Prompt:
What follows is a listing. Return every line of it exactly.

Rows from a dataset of pages and code:
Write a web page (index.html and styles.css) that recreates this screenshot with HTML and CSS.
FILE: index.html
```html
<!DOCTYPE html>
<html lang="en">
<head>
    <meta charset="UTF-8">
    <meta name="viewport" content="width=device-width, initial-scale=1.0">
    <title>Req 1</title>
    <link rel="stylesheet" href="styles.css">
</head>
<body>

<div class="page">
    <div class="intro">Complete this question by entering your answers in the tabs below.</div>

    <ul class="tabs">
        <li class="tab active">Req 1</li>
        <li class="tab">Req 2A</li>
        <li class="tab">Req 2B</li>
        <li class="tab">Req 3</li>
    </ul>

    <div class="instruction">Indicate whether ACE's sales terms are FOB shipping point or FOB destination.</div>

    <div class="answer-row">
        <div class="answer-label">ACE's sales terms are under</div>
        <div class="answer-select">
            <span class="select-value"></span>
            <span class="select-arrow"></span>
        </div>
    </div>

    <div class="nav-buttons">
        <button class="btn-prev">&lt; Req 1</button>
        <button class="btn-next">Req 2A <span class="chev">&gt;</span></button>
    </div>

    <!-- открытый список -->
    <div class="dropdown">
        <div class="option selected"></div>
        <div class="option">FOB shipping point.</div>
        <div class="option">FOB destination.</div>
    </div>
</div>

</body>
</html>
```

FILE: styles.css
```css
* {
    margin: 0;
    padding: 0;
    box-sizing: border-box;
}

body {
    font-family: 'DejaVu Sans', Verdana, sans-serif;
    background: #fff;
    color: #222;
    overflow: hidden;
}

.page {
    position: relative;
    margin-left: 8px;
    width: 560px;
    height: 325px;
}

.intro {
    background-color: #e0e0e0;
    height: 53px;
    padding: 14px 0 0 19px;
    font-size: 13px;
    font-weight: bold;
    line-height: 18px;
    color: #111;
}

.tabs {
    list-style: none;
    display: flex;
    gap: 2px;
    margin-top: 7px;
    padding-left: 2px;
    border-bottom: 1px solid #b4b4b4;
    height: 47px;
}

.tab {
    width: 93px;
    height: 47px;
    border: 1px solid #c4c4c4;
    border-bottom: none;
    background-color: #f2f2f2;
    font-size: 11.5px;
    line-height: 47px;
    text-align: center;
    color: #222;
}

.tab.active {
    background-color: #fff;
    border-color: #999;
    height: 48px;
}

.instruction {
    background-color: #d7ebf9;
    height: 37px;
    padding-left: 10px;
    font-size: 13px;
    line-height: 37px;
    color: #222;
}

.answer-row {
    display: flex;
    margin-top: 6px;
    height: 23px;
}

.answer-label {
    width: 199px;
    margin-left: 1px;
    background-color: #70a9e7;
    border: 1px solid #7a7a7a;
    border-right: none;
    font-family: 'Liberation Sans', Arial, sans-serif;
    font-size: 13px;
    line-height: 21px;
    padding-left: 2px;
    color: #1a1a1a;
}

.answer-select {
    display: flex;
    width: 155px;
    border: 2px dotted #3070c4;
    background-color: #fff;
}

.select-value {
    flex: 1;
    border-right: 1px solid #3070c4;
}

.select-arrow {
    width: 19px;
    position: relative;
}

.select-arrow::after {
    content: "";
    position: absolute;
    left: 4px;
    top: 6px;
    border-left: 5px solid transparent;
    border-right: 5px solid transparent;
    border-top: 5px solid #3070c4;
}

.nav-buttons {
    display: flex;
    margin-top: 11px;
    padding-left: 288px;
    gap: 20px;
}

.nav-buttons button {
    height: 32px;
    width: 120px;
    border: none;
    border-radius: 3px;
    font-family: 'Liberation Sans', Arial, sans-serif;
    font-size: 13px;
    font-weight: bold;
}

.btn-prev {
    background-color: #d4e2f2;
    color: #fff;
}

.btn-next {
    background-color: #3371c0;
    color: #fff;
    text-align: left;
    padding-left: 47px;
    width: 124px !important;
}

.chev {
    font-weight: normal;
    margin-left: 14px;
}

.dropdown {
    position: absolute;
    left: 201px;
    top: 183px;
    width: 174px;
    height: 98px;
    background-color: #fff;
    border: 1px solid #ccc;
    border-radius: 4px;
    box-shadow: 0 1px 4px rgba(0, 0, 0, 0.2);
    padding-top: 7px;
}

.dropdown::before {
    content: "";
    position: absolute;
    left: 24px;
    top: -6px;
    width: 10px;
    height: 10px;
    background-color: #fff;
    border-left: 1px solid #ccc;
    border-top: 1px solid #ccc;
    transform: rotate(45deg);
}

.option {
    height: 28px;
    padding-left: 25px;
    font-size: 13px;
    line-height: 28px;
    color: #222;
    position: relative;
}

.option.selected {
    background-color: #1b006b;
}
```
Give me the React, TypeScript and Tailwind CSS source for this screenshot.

Result of this exercise:
Write a web page (index.html and styles.css) that recreates this screenshot with HTML and CSS.
FILE: index.html
```html
<!DOCTYPE html>
<html lang="en">
<head>
    <meta charset="UTF-8">
    <meta name="viewport" content="width=device-width, initial-scale=1.0">
    <title>Req 1</title>
    <link rel="stylesheet" href="styles.css">
</head>
<body>

<div class="page">
    <div class="intro">Complete this question by entering your answers in the tabs below.</div>

    <ul class="tabs">
        <li class="tab active">Req 1</li>
        <li class="tab">Req 2A</li>
        <li class="tab">Req 2B</li>
        <li class="tab">Req 3</li>
    </ul>

    <div class="instruction">Indicate whether ACE's sales terms are FOB shipping point or FOB destination.</div>

    <div class="answer-row">
        <div class="answer-label">ACE's sales terms are under</div>
        <div class="answer-select">
            <span class="select-value"></span>
            <span class="select-arrow"></span>
        </div>
    </div>

    <div class="nav-buttons">
        <button class="btn-prev">&lt; Req 1</button>
        <button class="btn-next">Req 2A <span class="chev">&gt;</span></button>
    </div>

    <!-- открытый список -->
    <div class="dropdown">
        <div class="option selected"></div>
        <div class="option">FOB shipping point.</div>
        <div class="option">FOB destination.</div>
    </div>
</div>

</body>
</html>
```

FILE: styles.css
```css
* {
    margin: 0;
    padding: 0;
    box-sizing: border-box;
}

body {
    font-family: 'DejaVu Sans', Verdana, sans-serif;
    background: #fff;
    color: #222;
    overflow: hidden;
}

.page {
    position: relative;
    margin-left: 8px;
    width: 560px;
    height: 325px;
}

.intro {
    background-color: #e0e0e0;
    height: 53px;
    padding: 14px 0 0 19px;
    font-size: 13px;
    font-weight: bold;
    line-height: 18px;
    color: #111;
}

.tabs {
    list-style: none;
    display: flex;
    gap: 2px;
    margin-top: 7px;
    padding-left: 2px;
    border-bottom: 1px solid #b4b4b4;
    height: 47px;
}

.tab {
    width: 93px;
    height: 47px;
    border: 1px solid #c4c4c4;
    border-bottom: none;
    background-color: #f2f2f2;
    font-size: 11.5px;
    line-height: 47px;
    text-align: center;
    color: #222;
}

.tab.active {
    background-color: #fff;
    border-color: #999;
    height: 48px;
}

.instruction {
    background-color: #d7ebf9;
    height: 37px;
    padding-left: 10px;
    font-size: 13px;
    line-height: 37px;
    color: #222;
}

.answer-row {
    display: flex;
    margin-top: 6px;
    height: 23px;
}

.answer-label {
    width: 199px;
    margin-left: 1px;
    background-color: #70a9e7;
    border: 1px solid #7a7a7a;
    border-right: none;
    font-family: 'Liberation Sans', Arial, sans-serif;
    font-size: 13px;
    line-height: 21px;
    padding-left: 2px;
    color: #1a1a1a;
}

.answer-select {
    display: flex;
    width: 155px;
    border: 2px dotted #3070c4;
    background-color: #fff;
}

.select-value {
    flex: 1;
    border-right: 1px solid #3070c4;
}

.select-arrow {
    width: 19px;
    position: relative;
}

.select-arrow::after {
    content: "";
    position: absolute;
    left: 4px;
    top: 6px;
    border-left: 5px solid transparent;
    border-right: 5px solid transparent;
    border-top: 5px solid #3070c4;
}

.nav-buttons {
    display: flex;
    margin-top: 11px;
    padding-left: 288px;
    gap: 20px;
}

.nav-buttons button {
    height: 32px;
    width: 120px;
    border: none;
    border-radius: 3px;
    font-family: 'Liberation Sans', Arial, sans-serif;
    font-size: 13px;
    font-weight: bold;
}

.btn-prev {
    background-color: #d4e2f2;
    color: #fff;
}

.btn-next {
    background-color: #3371c0;
    color: #fff;
    text-align: left;
    padding-left: 47px;
    width: 124px !important;
}

.chev {
    font-weight: normal;
    margin-left: 14px;
}

.dropdown {
    position: absolute;
    left: 201px;
    top: 183px;
    width: 174px;
    height: 98px;
    background-color: #fff;
    border: 1px solid #ccc;
    border-radius: 4px;
    box-shadow: 0 1px 4px rgba(0, 0, 0, 0.2);
    padding-top: 7px;
}

.dropdown::before {
    content: "";
    position: absolute;
    left: 24px;
    top: -6px;
    width: 10px;
    height: 10px;
    background-color: #fff;
    border-left: 1px solid #ccc;
    border-top: 1px solid #ccc;
    transform: rotate(45deg);
}

.option {
    height: 28px;
    padding-left: 25px;
    font-size: 13px;
    line-height: 28px;
    color: #222;
    position: relative;
}

.option.selected {
    background-color: #1b006b;
}
```
Give me the React, TypeScript and Tailwind CSS source for this screenshot.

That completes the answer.